Bir daha bunları yapabilir miyiz, bu abidevi eserlerin hangisi duruyor bilmiyorum. Her tarafı tarih kokan, evliyalar ülkesi o güzelim Suriye şimdilerde ne halde. Oradan gelen fotoğraflar içimizi acıtıyor. Suriye’de sadece insanlar katledilmiyor. İslam kültürünün en nadide eserleri, Osmanlı izleri ve dünya mirası da yok ediliyor. Hele de oralardan kaçamayan abluka altında yaşamaya çalışan çoluk çocuğun fotoğrafları yaramıza tuz biber ekiyor, kanatıyor, insanlığımızdan utandırıyor, çaresizliğimizi derinleştiriyor.
Maalesef, Suriye’nin her tarafından feryatlar yükseliyor.
Bizlerde savaş başladığından beri karınca kararınca elimizden geleni yapmak üzere çalışıyoruz. Bu çalışmalarımızda sizlerle sık sık bir araya geliyoruz. Bu defa da MADAYA için buradayız. 17 kuruluş bir araya gelerek duamızı, sevgimizi, maddi imkanlarımızla bir araya getirdik.

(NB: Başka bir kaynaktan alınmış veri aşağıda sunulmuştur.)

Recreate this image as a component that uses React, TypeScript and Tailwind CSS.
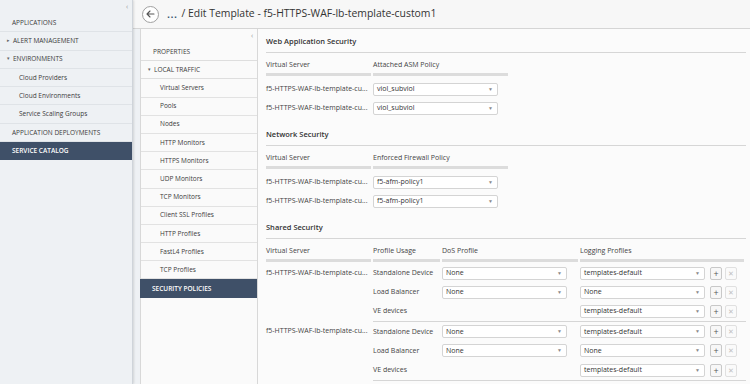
import React from "react";

const F = { fontFamily: '"Open Sans", "Liberation Sans", sans-serif' };

function Select({ value, w = "w-[125px]" }: { value: string; w?: string }) {
  return (
    <div className={`${w} h-[13px] bg-white border border-[#d4d4d4] rounded-[2px] flex items-center justify-between pl-[3px] pr-[4px] text-[7px] text-[#333]`}>
      <span>{value}</span>
      <span className="text-[#8a8a8a] text-[5px] leading-none">▼</span>
    </div>
  );
}

function Btns() {
  return (
    <div className="flex gap-[3px] ml-[5px]">
      <div className="w-[12px] h-[13px] border border-[#c8c8c8] rounded-[2px] bg-[#f7f7f7] flex items-center justify-center text-[9px] leading-none text-[#555]">+</div>
      <div className="w-[12px] h-[13px] border border-[#e0e0e0] rounded-[2px] bg-[#fafafa] flex items-center justify-center text-[7px] leading-none text-[#c0c0c0]">✕</div>
    </div>
  );
}

const VS = "f5-HTTPS-WAF-lb-template-cu...";

function SectionTitle({ t }: { t: string }) {
  return (
    <div className="h-[20px] flex items-end pb-[5px] border-b border-[#d6d6d6] text-[7.5px] font-semibold text-[#333]">{t}</div>
  );
}

function HeadCell({ t, w }: { t: string; w: string }) {
  return (
    <div className={`${w} mr-[2px] h-[21px] flex items-center border-b-[3px] border-[#dcdcdc] text-[7px] text-[#444] pt-[3px]`}>{t}</div>
  );
}

function SimpleSection({ title, col, value }: { title: string; col: string; value: string }) {
  return (
    <div>
      <SectionTitle t={title} />
      <div className="flex pt-[2px]">
        <HeadCell t="Virtual Server" w="w-[105px]" />
        <HeadCell t={col} w="w-[135px]" />
      </div>
      <div className="pt-[4px]">
        {[0, 1].map((i) => (
          <div key={i} className="flex items-center h-[19px]">
            <div className="w-[107px] text-[7px] text-[#444] whitespace-nowrap">{VS}</div>
            <Select value={value} />
          </div>
        ))}
      </div>
    </div>
  );
}

function SharedGroup() {
  const rows = [
    { u: "Standalone Device", d: "None", l: "templates-default" },
    { u: "Load Balancer", d: "None", l: "None" },
    { u: "VE devices", d: null as string | null, l: "templates-default" },
  ];
  return (
    <div className="flex">
      <div className="w-[107px] text-[7px] text-[#444] whitespace-nowrap pt-[4px]">{VS}</div>
      <div className="flex-1 border-b border-[#d6d6d6]">
        {rows.map((r, i) => (
          <div key={i} className="flex items-center h-[19.1px]">
            <div className="w-[69px] text-[7px] text-[#444]">{r.u}</div>
            <div className="w-[138px]">{r.d && <Select value={r.d} />}</div>
            <Select value={r.l} />
            <Btns />
          </div>
        ))}
      </div>
    </div>
  );
}

export default function App() {
  const left = [
    { t: "APPLICATIONS", k: "top" },
    { t: "ALERT MANAGEMENT", k: "top", a: "▸" },
    { t: "ENVIRONMENTS", k: "top", a: "▾" },
    { t: "Cloud Providers", k: "sub" },
    { t: "Cloud Environments", k: "sub" },
    { t: "Service Scaling Groups", k: "sub" },
    { t: "APPLICATION DEPLOYMENTS", k: "top" },
    { t: "SERVICE CATALOG", k: "sel" },
  ];
  const mid = [
    "Virtual Servers",
    "Pools",
    "Nodes",
    "HTTP Monitors",
    "HTTPS Monitors",
    "UDP Monitors",
    "TCP Monitors",
    "Client SSL Profiles",
    "HTTP Profiles",
    "FastL4 Profiles",
    "TCP Profiles",
  ];
  return (
    <div style={F} className="w-[750px] h-[384px] flex overflow-hidden bg-[#eef1f4]">
      {/* Left sidebar */}
      <div className="w-[133px] shrink-0 bg-[#eef1f4] border-r border-[#cfd4da] shadow-[1px_0_2px_rgba(0,0,0,0.12)] relative">
        <div className="h-[14px] relative">
          <span className="absolute right-[4px] top-[2px] text-[7px] text-[#999]">‹</span>
        </div>
        {left.map((r, i) => (
          <div
            key={i}
            className={
              r.k === "sel"
                ? "h-[18.3px] flex items-center bg-[#3f5068] text-white text-[6.5px] font-semibold pl-[12px] border-b border-[#3f5068]"
                : r.k === "sub"
                ? "h-[18.3px] flex items-center text-[6.5px] text-[#3b3b3b] pl-[19px] border-b border-[#dfe3e7]"
                : "h-[18.3px] flex items-center text-[6.5px] text-[#3b3b3b] pl-[12px] border-b border-[#dfe3e7]"
            }
          >
            {r.a && <span className="text-[5px] text-[#666] mr-[3px] -ml-[5px]">{r.a}</span>}
            {r.t}
          </div>
        ))}
      </div>

      {/* Right area */}
      <div className="flex-1 flex flex-col">
        {/* Header */}
        <div className="h-[29px] bg-[#f7f7f7] border-b border-[#d5d5d5] flex items-center pl-[9px] shrink-0">
          <div className="w-[17px] h-[17px] rounded-full border border-[#a0a0a0] bg-white flex items-center justify-center">
            <svg width="9" height="8" viewBox="0 0 9 8" fill="none" stroke="#555" strokeWidth="1.1" strokeLinecap="round" strokeLinejoin="round">
              <path d="M8 4H1.2M4 1L1 4l3 3" />
            </svg>
          </div>
          <span className="ml-[8px] text-[11px] text-[#2f4a6b] font-semibold tracking-[0.5px]">...</span>
          <span className="ml-[4px] text-[10.4px] text-[#333]">/ Edit Template - f5-HTTPS-WAF-lb-template-custom1</span>
        </div>
        <div className="flex-1 flex">
          {/* Middle nav */}
          <div className="w-[125px] shrink-0 bg-[#eef1f4] pl-[7px]">
            <div className="h-full bg-[#fafafa] border-l border-r border-[#d8d8d8] relative">
              <span className="absolute right-[4px] top-[2px] text-[7px] text-[#999]">‹</span>
              <div className="h-[14px]" />
              <div className="h-[18.2px] flex items-center pl-[12px] text-[6.5px] text-[#3b3b3b] border-b border-[#dedede]">PROPERTIES</div>
              <div className="h-[18.2px] flex items-center pl-[7px] text-[6.5px] text-[#3b3b3b] border-b border-[#dedede]">
                <span className="text-[5px] text-[#666] mr-[3px]">▾</span>LOCAL TRAFFIC
              </div>
              {mid.map((m) => (
                <div key={m} className="h-[18.2px] flex items-center pl-[19px] text-[6.5px] text-[#3b3b3b] border-b border-[#e2e2e2]">
                  {m}
                </div>
              ))}
              <div className="h-[18.2px] flex items-center pl-[12px] text-[6.5px] font-semibold text-white bg-[#3f5068] -ml-px">SECURITY POLICIES</div>
            </div>
          </div>
          {/* Main */}
          <div className="flex-1 bg-[#fbfbfb] pl-[8px] pr-[6px] pt-[4px]">
            <SimpleSection title="Web Application Security" col="Attached ASM Policy" value="viol_subviol" />
            <div className="h-[8px]" />
            <SimpleSection title="Network Security" col="Enforced Firewall Policy" value="f5-afm-policy1" />
            <div className="h-[8px]" />
            <SectionTitle t="Shared Security" />
            <div className="flex pt-[2px]">
              <HeadCell t="Virtual Server" w="w-[105px]" />
              <HeadCell t="Profile Usage" w="w-[67px]" />
              <HeadCell t="DoS Profile" w="w-[136px]" />
              <HeadCell t="Logging Profiles" w="w-[164px]" />
            </div>
            <div className="pt-[2px]">
              <SharedGroup />
              <SharedGroup />
            </div>
          </div>
        </div>
      </div>
    </div>
  );
}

Madaya’daki kardeşlerimize göndermek üzere bu programı tertip ettik.
Öncelikle organizasyonu başından sonuna takip eden Hazar Yönetim Kurulu üyesi ve Nisan Derneği Başkanı Şafak Sarı’ya, ardından çağrımıza ses veren çok kıymetli STK’larımız Aydost Derneği, Aysit Platformu, Başakşehir Gönüllüleri, Biseg- Gönüllüleri, Ecza-der, Ensar- Muhacir Grubu, Evkad, Haseki Kadın Vakfı, Hekva, Hikde, İgedev, Kasad, Kasav, Meridyen, Türk Gençlik Vakfının yöneticileri ve üyelerine teşekkür ediyoruz.
Ayrıca her yardım faaliyetinde bize mekanlarını açan Üsküdar Belediyesi Başkanı sayın Hilmi Türkmen’e ve bizleri bu tür faaliyetlerde yalnız bırakmayan siz değerli katılımcılarımıza teşekkür ediyorum.
Rabbim bizleri böyle ağır imtihan etmesin. Bizleri de üzerine düşen sorumluluğu yerine getirenlerden eylesin. Ve hepimize rahmetiyle muamele eylesin.